L’inflazione nell’Eurozona a marzo è salita al 7,5%, segnando il nuovo massimo storico per l’area. Persino il dato “core”, al netto della componente energetica e dei generi alimentari, registra una ulteriore crescita al 3% dal 2,7% di febbraio. Il libro delle scuse per la BCE è finito. Non esiste alcuna ragione logica per non alzare i tassi d’interesse. L’inflazione nell’unione monetaria è ormai a quasi quattro volte il target del 2%. Ignorare la realtà farà malissimo all’economia e rischia di deteriorare la stessa reputazione di Francoforte.

La linea ufficiale del governatore Christine Lagarde e del suo board è la seguente: l’inflazione è grosso modo temporanea, per quanto si stia rivelando più duratura delle precedenti previsioni. Alzare i tassi BCE avrebbe scarsa efficacia, dato che non inciderebbe sulle cause, cioè i rincari delle materie prime e i colli di bottiglia.

Il precedente negativo degli anni Settanta

Questo ragionamento è un azzardo. Anche negli anni Settanta le banche centrali ripeterono il ritornello e rimediarono tassi d’inflazione a due cifre in Occidente. Servì l’arrivo di due statisti conservatori – Margaret Thatcher nel Regno Unito nel 1979 e Ronald Reagan negli USA nel 1981 – per cambiare politica monetaria. Il rialzo dei tassi fu drastico sotto le due amministrazioni e, guarda caso, l’inflazione si contrasse piuttosto velocemente, pur dovendo passare prima da una recessione economica a inizio anni Ottanta.

I passi prima di alzare i tassi BCE

I tassi BCE sono fermi da anni a -0,5% sui depositi delle banche, a 0 per i rifinanziamenti principali alle banche e a 0,25% per i rifinanziamenti marginali. In pratica, oggi come oggi per una banca dell’Eurozona parcheggiare liquidità a Francoforte costa in termini reali l’8% in un anno. Il mercato sconta un rialzo dei tassi ormai nell’ordine di almeno 40 punti base nel medio termine. I Bund a 2 anni offrono -0,05% a fronte di -0,65% di inizio anno.

Ma la BCE ha le mani legate dalla sua stessa “forward guidance”. All’ultimo board, ha prospettato la fine degli acquisti netti dei bond nel terzo trimestre e confermato che il rialzo dei tassi avverrà solo dopo la cessazione del programma monetario.

Tradire la parola data non è un’opzione per una banca centrale, la cui credibilità deve essere tutto.

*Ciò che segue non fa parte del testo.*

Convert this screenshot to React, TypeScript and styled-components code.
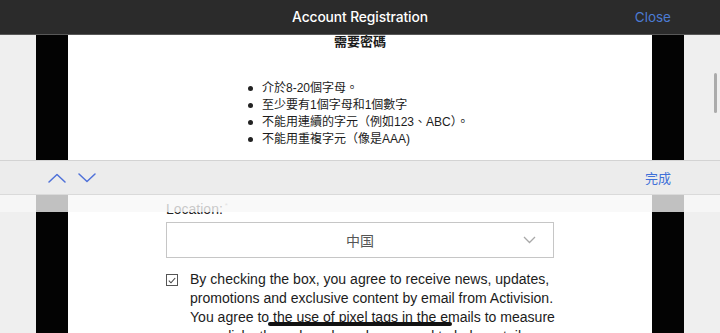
import React from 'react'
import styled, { createGlobalStyle } from 'styled-components'

const GlobalStyle = createGlobalStyle`
  html, body {
    margin: 0;
    padding: 0;
  }
  body {
    width: 720px;
    height: 333px;
    overflow: hidden;
    background: #efefef;
  }
  * {
    box-sizing: border-box;
  }
`

const Screen = styled.div`
  position: relative;
  width: 720px;
  height: 333px;
  overflow: hidden;
  display: flex;
  flex-direction: column;
  font-family: "Liberation Sans", Arial, "Noto Sans CJK TC", sans-serif;
`

const NavBar = styled.header`
  flex: 0 0 35px;
  display: grid;
  grid-template-columns: 1fr auto 1fr;
  align-items: center;
  padding: 0 49px;
  background: #2b2b2b;
  border-bottom: 1px solid #585858;
  font-family: Inter, "Noto Sans", sans-serif;
`

const NavTitle = styled.div`
  grid-column: 2;
  color: #fff;
  font-size: 13.8px;
  font-weight: 500;
  letter-spacing: -0.1px;
`

const NavAction = styled.div`
  justify-self: end;
  color: #4b7bd3;
  font-size: 13.5px;
`

const Viewport = styled.div`
  flex: 1;
  display: flex;
  min-height: 0;
`

const Gutter = styled.div`
  flex: 0 0 36px;
  display: flex;
  justify-content: flex-end;
  padding: 38px 3px 0 0;
  background: #efefef;
`

const ScrollThumb = styled.div`
  width: 3px;
  height: 40px;
  border-radius: 2px;
  background: #ababab;
`

const Bezel = styled.div`
  flex: 0 0 32px;
  background: #030303;
`

const Page = styled.div`
  flex: 1;
  display: flex;
  justify-content: center;
  overflow: hidden;
  background: #fff;
`

const Column = styled.div`
  width: 388px;
  display: flex;
  flex-direction: column;
  color: #1c1c1c;

  & > * {
    flex-shrink: 0;
  }
`

const RuleTitle = styled.div`
  font-size: 13px;
  font-weight: 700;
  line-height: 14px;
  text-align: center;
`

const RuleList = styled.ul`
  margin: 31px 0 0;
  padding: 0 0 0 82px;
  list-style: none;
`

const Rule = styled.li`
  display: flex;
  align-items: center;
  gap: 9px;
  font-size: 12px;
  line-height: 17px;
`

const Dot = styled.span`
  flex: 0 0 5px;
  width: 5px;
  height: 5px;
  border-radius: 50%;
  background: #222;
`

const FieldLabel = styled.label`
  margin-top: 50px;
  font-size: 14px;
  line-height: 16px;
  color: #222;
`

const Required = styled.sup`
  margin-left: 2px;
  font-size: 8px;
  color: #999;
  vertical-align: 6px;
`

const SelectBox = styled.div`
  height: 36px;
  margin-top: 5px;
  display: grid;
  grid-template-columns: 1fr 1fr 1fr;
  align-items: center;
  border: 1px solid #c6c6c6;
  font-size: 14px;
  color: #555;
`

const SelectValue = styled.span`
  grid-column: 2;
  text-align: center;
`

const SelectArrow = styled.span`
  justify-self: end;
  display: flex;
  padding-right: 17px;
`

const ConsentRow = styled.div`
  margin-top: 12px;
  display: flex;
  gap: 12px;
`

const Checkbox = styled.span`
  flex: 0 0 12px;
  height: 12px;
  margin-top: 4px;
  display: flex;
  align-items: center;
  justify-content: center;
  border: 1px solid #555;
`

const ConsentText = styled.p`
  margin: 0;
  font-size: 14.05px;
  line-height: 19px;
  white-space: nowrap;
  color: #1c1c1c;
`

const AccessoryBar = styled.div`
  position: absolute;
  top: 160px;
  left: 0;
  right: 0;
  display: flex;
  flex-direction: column;
`

const Toolbar = styled.div`
  height: 35px;
  display: flex;
  align-items: center;
  padding: 0 49px 0 48px;
  background: #ececec;
  border-top: 1px solid #d3d3d3;
  border-bottom: 1px solid #dadada;
`

const NavArrows = styled.div`
  display: flex;
  gap: 12px;
  flex: 1;
`

const Done = styled.span`
  font-size: 13px;
  color: #4070d8;
`

const Fade = styled.div`
  height: 17px;
  background: rgba(247, 247, 247, 0.78);
`

const HomeIndicator = styled.div`
  position: absolute;
  left: 268px;
  bottom: 7px;
  width: 184px;
  height: 4px;
  border-radius: 2px;
  background: #111;
`

const Chevron = ({ up }: { up?: boolean }) => (
  <svg width="18" height="10" viewBox="0 0 18 10" fill="none">
    <path
      d={up ? 'M1 9 L9 1.5 L17 9' : 'M1 1 L9 8.5 L17 1'}
      stroke="#4f71d9"
      strokeWidth="1.5"
      strokeLinecap="round"
      strokeLinejoin="round"
    />
  </svg>
)

const rules = [
  '介於8-20個字母。',
  '至少要有1個字母和1個數字',
  '不能用連續的字元（例如123、ABC）。',
  '不能用重複字元（像是AAA)',
]

const App = () => {
  return (
    <Screen>
      <GlobalStyle />
      <NavBar>
        <NavTitle>Account Registration</NavTitle>
        <NavAction>Close</NavAction>
      </NavBar>
      <Viewport>
        <Gutter />
        <Bezel />
        <Page>
          <Column>
            <RuleTitle>需要密碼</RuleTitle>
            <RuleList>
              {rules.map((r) => (
                <Rule key={r}>
                  <Dot />
                  {r}
                </Rule>
              ))}
            </RuleList>
            <FieldLabel>
              Location:<Required>*</Required>
            </FieldLabel>
            <SelectBox>
              <SelectValue>中国</SelectValue>
              <SelectArrow>
                <svg width="13" height="8" viewBox="0 0 13 8" fill="none">
                  <path d="M1 1 L6.5 6.5 L12 1" stroke="#a8a8a8" strokeWidth="1.3" />
                </svg>
              </SelectArrow>
            </SelectBox>
            <ConsentRow>
              <Checkbox>
                <svg width="8" height="7" viewBox="0 0 8 7" fill="none">
                  <path d="M0.8 3.6 L3 5.8 L7.2 1" stroke="#444" strokeWidth="1.1" />
                </svg>
              </Checkbox>
              <ConsentText>
                By checking the box, you agree to receive news, updates,
                <br />
                promotions and exclusive content by email from Activision.
                <br />
                You agree to the use of pixel tags in the emails to measure
                <br />
                your clicks through and purchases, and to help us tailor
              </ConsentText>
            </ConsentRow>
          </Column>
        </Page>
        <Bezel />
        <Gutter>
          <ScrollThumb />
        </Gutter>
      </Viewport>
      <AccessoryBar>
        <Toolbar>
          <NavArrows>
            <Chevron up />
            <Chevron />
          </NavArrows>
          <Done>完成</Done>
        </Toolbar>
        <Fade />
      </AccessoryBar>
      <HomeIndicator />
    </Screen>
  )
}

export default App
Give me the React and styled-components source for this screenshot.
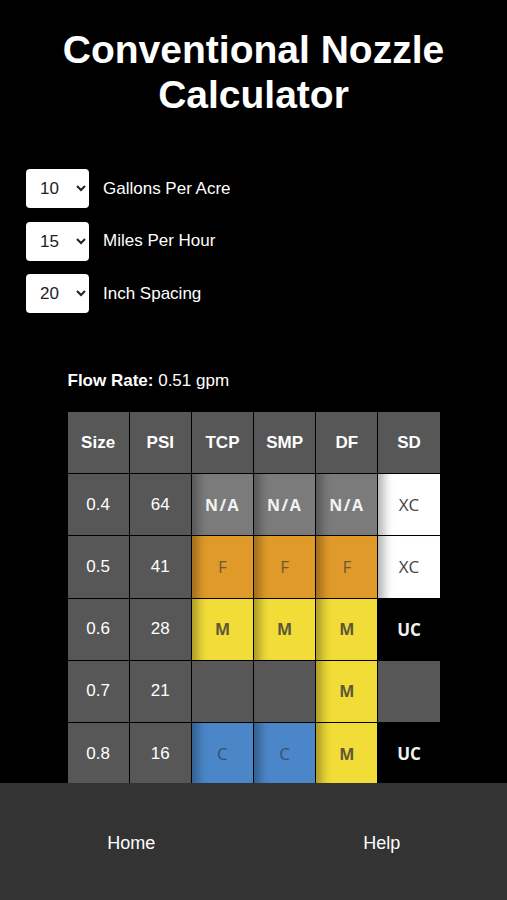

Questo significa che, nel migliore dei casi, al board del 22 aprile la BCE potrà annunciare la fine degli stimoli monetari dopo giugno. E dopodiché il rialzo dei tassi arriverebbe con ogni probabilità non prima di settembre. Dovrà passare un periodo congruo tra la fine del “quantitative easing” e l’avvio della stretta monetaria e – non meno importante – l’operazione non dovrebbe avvenire in piena estate, quando i mercati sono poco liquidi e i prezzi degli asset tendono a reagire spesso eccessivamente agli annunci di politica economica.

Lo spettro del 2011 paralizza Lagarde

In altre parole, mentre la Federal Reserve a inizio maggio dovrebbe già portare i tassi americani all’1%, la BCE sembra destinata a mantenere i tassi invariati da qui a settembre. Nel frattempo, l’inflazione sarà libera di galoppare incontrastata. Un paradosso, se si pensa che almeno la FED è vincolata al doppio mandato, per cui deve legalmente perseguire non solo la stabilità dei prezzi, ma anche la massima occupazione sul mercato del lavoro. La BCE ha come unico obiettivo di non far salire l’inflazione sopra il 2% o farla scendere sotto tale soglia. Il punto è che si trova a gestire la politica monetaria per conto di 19 economie con problemi macro spesso diversi e con il rischio di frammentare i mercati nell’area come avvenne nel 2011 con l’improvvido rialzo dei tassi BCE in piena crisi dei debiti sovrani. Francoforte è paralizzata dal suo passato recente e, per paura di bissare l’errore, sta destabilizzando i prezzi al consumo, tradendo il mandato.